Es gibt viele Wege, die dahin führen, keinen Sex zu wollen. Vielleicht weil die Person asexuell (im Englischen auch ace genannt, im Deutschen spricht man von Ace-Spektrum) ist – das bedeutet, sich zu niemandem sexuell hingezogen fühlen, selbst wenn eine romantische oder ästhetische Anziehung vorhanden ist. Oder vielleicht hat jemand viel enttäuschenden, schmerzhaften oder unerwünschten Sex erlebt, und jetzt haben Körper und Seele gelernt, dass Sex es nicht wert ist, gewollt zu werden. Vielleicht erfährt eine Person aber auch sexuelle Anziehung und hatte in der Vergangenheit tollen Sex, ist allerdings im Moment überwältigend gestresst, deprimiert, besorgt, frustriert oder erschöpft. Denn es ist total plausibel, keinen Sex zu wollen, wenn der Rest des eigenen Lebens keinen Bereich für Ruhe, Lust und Vergnügen lässt.
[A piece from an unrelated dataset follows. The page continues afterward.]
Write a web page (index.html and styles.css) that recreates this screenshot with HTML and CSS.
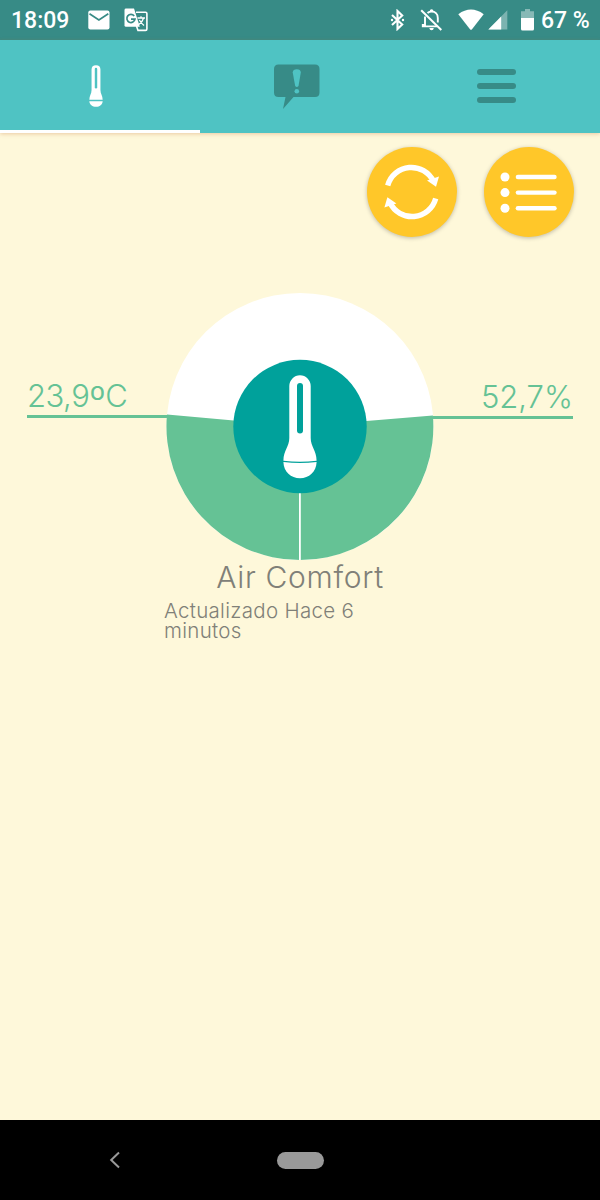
FILE: index.html
```html
<!DOCTYPE html>
<html lang="es">
<head>
    <meta charset="UTF-8">
    <meta name="viewport" content="width=device-width, initial-scale=1.0">
    <title>Air Comfort</title>
    <link rel="stylesheet" href="styles.css">
</head>
<body>
    <div class="screen">
        <header class="status-bar">
            <span class="clock">18:09</span>
            <svg class="icon-mail" width="22" height="20" viewBox="0 0 22 20">
                <rect x="0.3" y="0.5" width="21.2" height="19" rx="2" fill="#fff"/>
                <path d="M1.5 3.8 L10.9 10 L20.3 3.8" fill="none" stroke="#378b86" stroke-width="1.7"/>
            </svg>
            <svg class="icon-translate" width="25" height="24" viewBox="0 0 25 24">
                <path d="M12 4.2 H21.5 Q22.9 4.2 22.9 5.6 V21 Q22.9 22.4 21.5 22.4 H14 L12.5 18" fill="none" stroke="#fff" stroke-width="1.6"/>
                <path d="M2 .6 H10 L15.8 18.8 H2 Q.5 18.8 .5 17.3 V2 Q.5 .6 2 .6Z" fill="#fff"/>
                <path d="M10.2 7.9 A4.1 4.1 0 1 0 11 11.2 H7" fill="none" stroke="#378b86" stroke-width="1.7"/>
                <path d="M13.5 10 H21 M17 8.2 V10 M19.6 10 Q18.5 14 14.8 16.5 M15.4 12 Q17 15 20 17.6" fill="none" stroke="#fff" stroke-width="1.3"/>
            </svg>
            <div class="status-right">
                <svg class="icon-bluetooth" width="16" height="22" viewBox="0 0 16 22">
                    <path d="M3 6 L13.2 15.5 L8.5 20 V2 L13.2 6.5 L3 16" fill="none" stroke="#fff" stroke-width="2.1"/>
                    <circle cx="3" cy="11" r="1.2" fill="#fff"/>
                    <circle cx="14" cy="11" r="1.2" fill="#fff"/>
                </svg>
                <svg class="icon-bell" width="23" height="24" viewBox="0 0 23 24">
                    <path d="M5 8.5 V17 H2.8 V18.4 H17 M17.8 14.5 V10 C17.8 6 15 3.5 11.6 3.5 Q9.2 3.5 7.5 5" fill="none" stroke="#fff" stroke-width="1.9"/>
                    <path d="M10 4 V2 Q11.6 .4 13.2 2 V4Z M9.3 20 H13.8 Q13.5 22.3 11.6 22.3 T9.3 20Z" fill="#fff"/>
                    <path d="M1.2 2.2 L21.3 22" stroke="#fff" stroke-width="2"/>
                </svg>
                <svg class="icon-wifi" width="26" height="22" viewBox="0 0 26 22">
                    <path d="M.3 5.2 Q13 -4 25.7 5.2 L14 20.3 Q13 21.4 12 20.3Z" fill="#fff"/>
                </svg>
                <svg class="icon-signal" width="20" height="20" viewBox="0 0 20 20">
                    <path d="M19.3 .3 V19.5 H.3Z" fill="#fff" opacity=".35"/>
                    <path d="M13.2 6.4 V19.5 H.3Z" fill="#fff"/>
                </svg>
                <svg class="icon-battery" width="13" height="22" viewBox="0 0 13 22">
                    <path d="M4 0 H9 V2.2 H13 V9 H0 V2.2 H4Z" fill="#fff" opacity=".4"/>
                    <path d="M0 9 H13 V20 Q13 21.5 11.5 21.5 H1.5 Q0 21.5 0 20Z" fill="#fff"/>
                </svg>
                <span class="charge">67 %</span>
            </div>
        </header>

        <nav class="tabs">
            <a class="tab active">
                <svg class="tab-thermo" width="14" height="42" viewBox="0 0 34 104">
                    <path d="M6 11 Q6 .5 17 .5 T28 11 V62 C28 72 33.5 76 33.5 86 H.5 C.5 76 6 72 6 62Z" fill="#fff"/>
                    <path d="M.5 89.5 H33.5 C33 98 26 103.5 17 103.5 S1 98 .5 89.5Z" fill="#fff"/>
                    <path d="M17 10 V55" stroke="#4fc3c3" stroke-width="6" stroke-linecap="round"/>
                </svg>
            </a>
            <a class="tab">
                <svg class="tab-alert" width="46" height="46" viewBox="0 0 46 46">
                    <path d="M4.5 .5 H41 Q45.5 .5 45.5 5 V28.5 Q45.5 33 41 33 H19.5 L9 45 L11.5 33 H4.5 Q0 33 0 28.5 V5 Q0 .5 4.5 .5Z" fill="#378b87"/>
                    <path d="M18.7 8.5 Q19 5.3 22.8 5.3 T26.8 8.5 L24.5 22 Q22.8 24 21.2 22Z" fill="#4fc3c3"/>
                    <circle cx="22.8" cy="27.3" r="2.3" fill="#4fc3c3"/>
                </svg>
            </a>
            <a class="tab">
                <span class="burger"><i></i><i></i><i></i></span>
            </a>
        </nav>

        <main class="content">
            <div class="actions">
                <button class="round-btn">
                    <svg width="90" height="90" viewBox="0 0 90 90">
                        <g id="arrow">
                            <path d="M20.7 38.5 A24.5 24.5 0 0 1 66.5 34.5" fill="none" stroke="#fff" stroke-width="5.4"/>
                            <path d="M60 33.5 L72 29.5 L69 39.8Z" fill="#fff"/>
                        </g>
                        <use href="#arrow" transform="rotate(180 44.7 45)"/>
                    </svg>
                </button>
                <button class="round-btn">
                    <svg width="90" height="90" viewBox="0 0 90 90">
                        <g fill="#fff">
                            <circle cx="21" cy="30" r="4.5"/>
                            <circle cx="21" cy="45.6" r="4.5"/>
                            <circle cx="21" cy="61.2" r="4.5"/>
                            <rect x="31.7" y="27.8" width="41" height="4.4" rx="2.2"/>
                            <rect x="31.7" y="43.4" width="41" height="4.4" rx="2.2"/>
                            <rect x="31.7" y="59" width="41" height="4.4" rx="2.2"/>
                        </g>
                    </svg>
                </button>
            </div>

            <section class="gauge">
                <div class="reading temperature">23,9<span class="ordinal">º</span>C</div>
                <svg class="dial" width="268" height="267" viewBox="-0.5 0 268 267">
                    <circle cx="133.5" cy="133.5" r="133.5" fill="#fff"/>
                    <path d="M133.5 133.5 L.5 121.4 A133.5 133.5 0 0 0 133.5 267 A133.5 133.5 0 0 0 266.4 122.4Z" fill="#65c295"/>
                    <path d="M133.4 133.5 V267" stroke="#fff" stroke-width="1.8"/>
                    <circle cx="133.5" cy="133.5" r="66.7" fill="#00a19b"/>
                    <g transform="translate(116.5 82)">
                        <path d="M6.3 11 A10.7 10.7 0 0 1 27.7 11 V63 C27.7 72 33.5 75 33.6 85.7 Q17 87.6 .4 85.7 C.5 75 6.3 72 6.3 63Z" fill="#fff"/>
                        <path d="M.4 87 Q17 88.9 33.6 87 C33.3 97 26 103.2 17 103.2 S.7 97 .4 87Z" fill="#fff"/>
                        <path d="M17 11 V55.5" stroke="#00a19b" stroke-width="6" stroke-linecap="round"/>
                    </g>
                </svg>
                <div class="reading humidity">52,7%</div>
            </section>

            <h1 class="title">Air Comfort</h1>
            <p class="updated">Actualizado Hace 6 minutos</p>
        </main>

        <footer class="nav-bar">
            <svg class="back" width="12" height="18" viewBox="0 0 12 18">
                <path d="M10 1.5 L2.2 9 L10 16.5" fill="none" stroke="#999" stroke-width="2"/>
            </svg>
            <span class="home"></span>
        </footer>
    </div>
</body>
</html>
```
FILE: styles.css
```css
* {
    margin: 0;
    padding: 0;
    box-sizing: border-box;
}

body {
    font-family: Inter, "Open Sans", sans-serif;
    background: #fef8da;
}

svg {
    display: block;
    flex: none;
}

.screen {
    width: 600px;
    height: 1200px;
    display: flex;
    flex-direction: column;
    overflow: hidden;
}

/* Status bar */
.status-bar {
    height: 40px;
    display: flex;
    align-items: center;
    padding: 0 10px 0 11px;
    background: #378b86;
    color: #fff;
    font: 500 23px/40px Roboto, sans-serif;
}

.clock {
    width: 77px;
    padding-top: 2px;
    white-space: nowrap;
}

.icon-translate {
    margin-left: 14px;
}

.status-right {
    display: flex;
    align-items: center;
    margin-left: auto;
}

.icon-bell {
    margin-left: 15px;
}

.icon-wifi {
    margin-left: 15px;
}

.icon-signal {
    margin-left: 4px;
}

.icon-battery {
    margin-left: 13px;
}

.charge {
    width: 49px;
    margin-left: 7px;
    padding-top: 2px;
    white-space: nowrap;
}

/* Tabs */
.tabs {
    height: 93px;
    display: flex;
    flex: none;
    background: #4fc3c3;
    box-shadow: 0 1px 4px rgba(190, 100, 40, 0.3);
}

.tab {
    width: 200px;
    display: flex;
    justify-content: center;
    align-items: flex-start;
    padding-top: 25px;
}

.tab.active {
    border-bottom: 3px solid #fff;
}

.tab-thermo {
    margin-right: 8px;
}

.tab-alert {
    margin: -1px 7px 0 0;
}

.burger {
    display: flex;
    flex-direction: column;
    gap: 7.5px;
    margin: 3.5px 7px 0 0;
}

.burger i {
    width: 39px;
    height: 6.5px;
    border-radius: 3px;
    background: #378b87;
}

/* Content */
.content {
    flex: 1;
}

.actions {
    display: flex;
    justify-content: flex-end;
    gap: 27px;
    padding: 14px 26.5px 0 0;
}

.round-btn {
    width: 90px;
    height: 90px;
    border: none;
    border-radius: 50%;
    background: #ffc729;
    box-shadow: 0 1px 4px rgba(0, 0, 0, 0.25);
}

.gauge {
    display: flex;
    justify-content: center;
    margin-top: 56px;
}

.reading {
    width: 140px;
    height: 125px;
    display: flex;
    align-items: flex-end;
    border-bottom: 3px solid #65c295;
    color: #65c295;
    font-size: 31px;
    font-weight: 300;
    line-height: 38px;
    white-space: nowrap;
}

.temperature {
    margin-right: -1px;
    letter-spacing: -0.5px;
}

.ordinal {
    margin-bottom: -3px;
    font-size: 38px;
}

.humidity {
    height: 126px;
    margin-left: -1px;
    justify-content: flex-end;
}

.title {
    margin-top: -2px;
    color: #808078;
    font-size: 30px;
    font-weight: 300;
    letter-spacing: 0.7px;
    line-height: 38px;
    text-align: center;
}

.updated {
    width: 200px;
    margin: 5px 0 0 164px;
    color: #808078;
    font-size: 20.5px;
    font-weight: 300;
    letter-spacing: 0.3px;
    line-height: 20px;
}

/* Android navigation bar */
.nav-bar {
    height: 80px;
    display: flex;
    align-items: center;
    padding-left: 109px;
    background: #000;
}

.home {
    width: 47px;
    height: 17px;
    margin-left: 156px;
    border-radius: 9px;
    background: #999;
}
```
In jedem Fall ist es ein wichtiger nächster Schritt, sich selbst oder der Partnerperson zu erlauben, nicht versuchen zu müssen, Sex zu wollen. Für Ace-Menschen ist die Erlaubnis, es nicht versuchen zu müssen, eine Befreiung von gesellschaftlichen Narrativen »obligatorischer Sexualität«. Denn diese vermitteln das Gefühl, ein*e Versager*in zu sein, wenn sie Sex nicht wollen, mögen oder nur selten haben. Was, wenn Sie nie wieder versuchen müssten, ihn zu wollen?9 Frei! Für immer!
Für Menschen, die eine Menge schlechte Erfahrungen gemacht haben: Sie können es genießen, nicht versuchen zu müssen, Sex zu wollen, während Sie für einen Kontext sorgen, in dem Sie Heilung von schlechtem oder ungewolltem Sex erfahren (in Kapitel 5 spreche ich über den Verlauf von einer Verwundung bis zur Heilung, und in Kapitel 7 wird explizit von Trauma, Vernachlässigung und Missbrauch die Rede sein). Versuchen Sie es mit Vergnügungen aller Arten, angefangen bei den nicht-sexuellen – Lust am Wind, den Sie auf Ihrem Gesicht spüren, an Ihrem Lieblingsduft, köstlichem Essen oder daran, wenn Sie Ihren besten Freund oder Ihre beste Freundin lachen sehen.
Bei einem Menschen, der sich überfordert und erschöpft fühlt, bewirkt die Chance, nicht versuchen zu müssen, Sex zu wollen, dass sich die Aufmerksamkeit verlagert. Und zwar von der Frage »Wie kann ich/meine Partnerperson Sex mehr wollen?« hin zu »Wie können wir mir/meiner Partnerperson helfen, mehr Ruhe und Unterstützung zu finden?«.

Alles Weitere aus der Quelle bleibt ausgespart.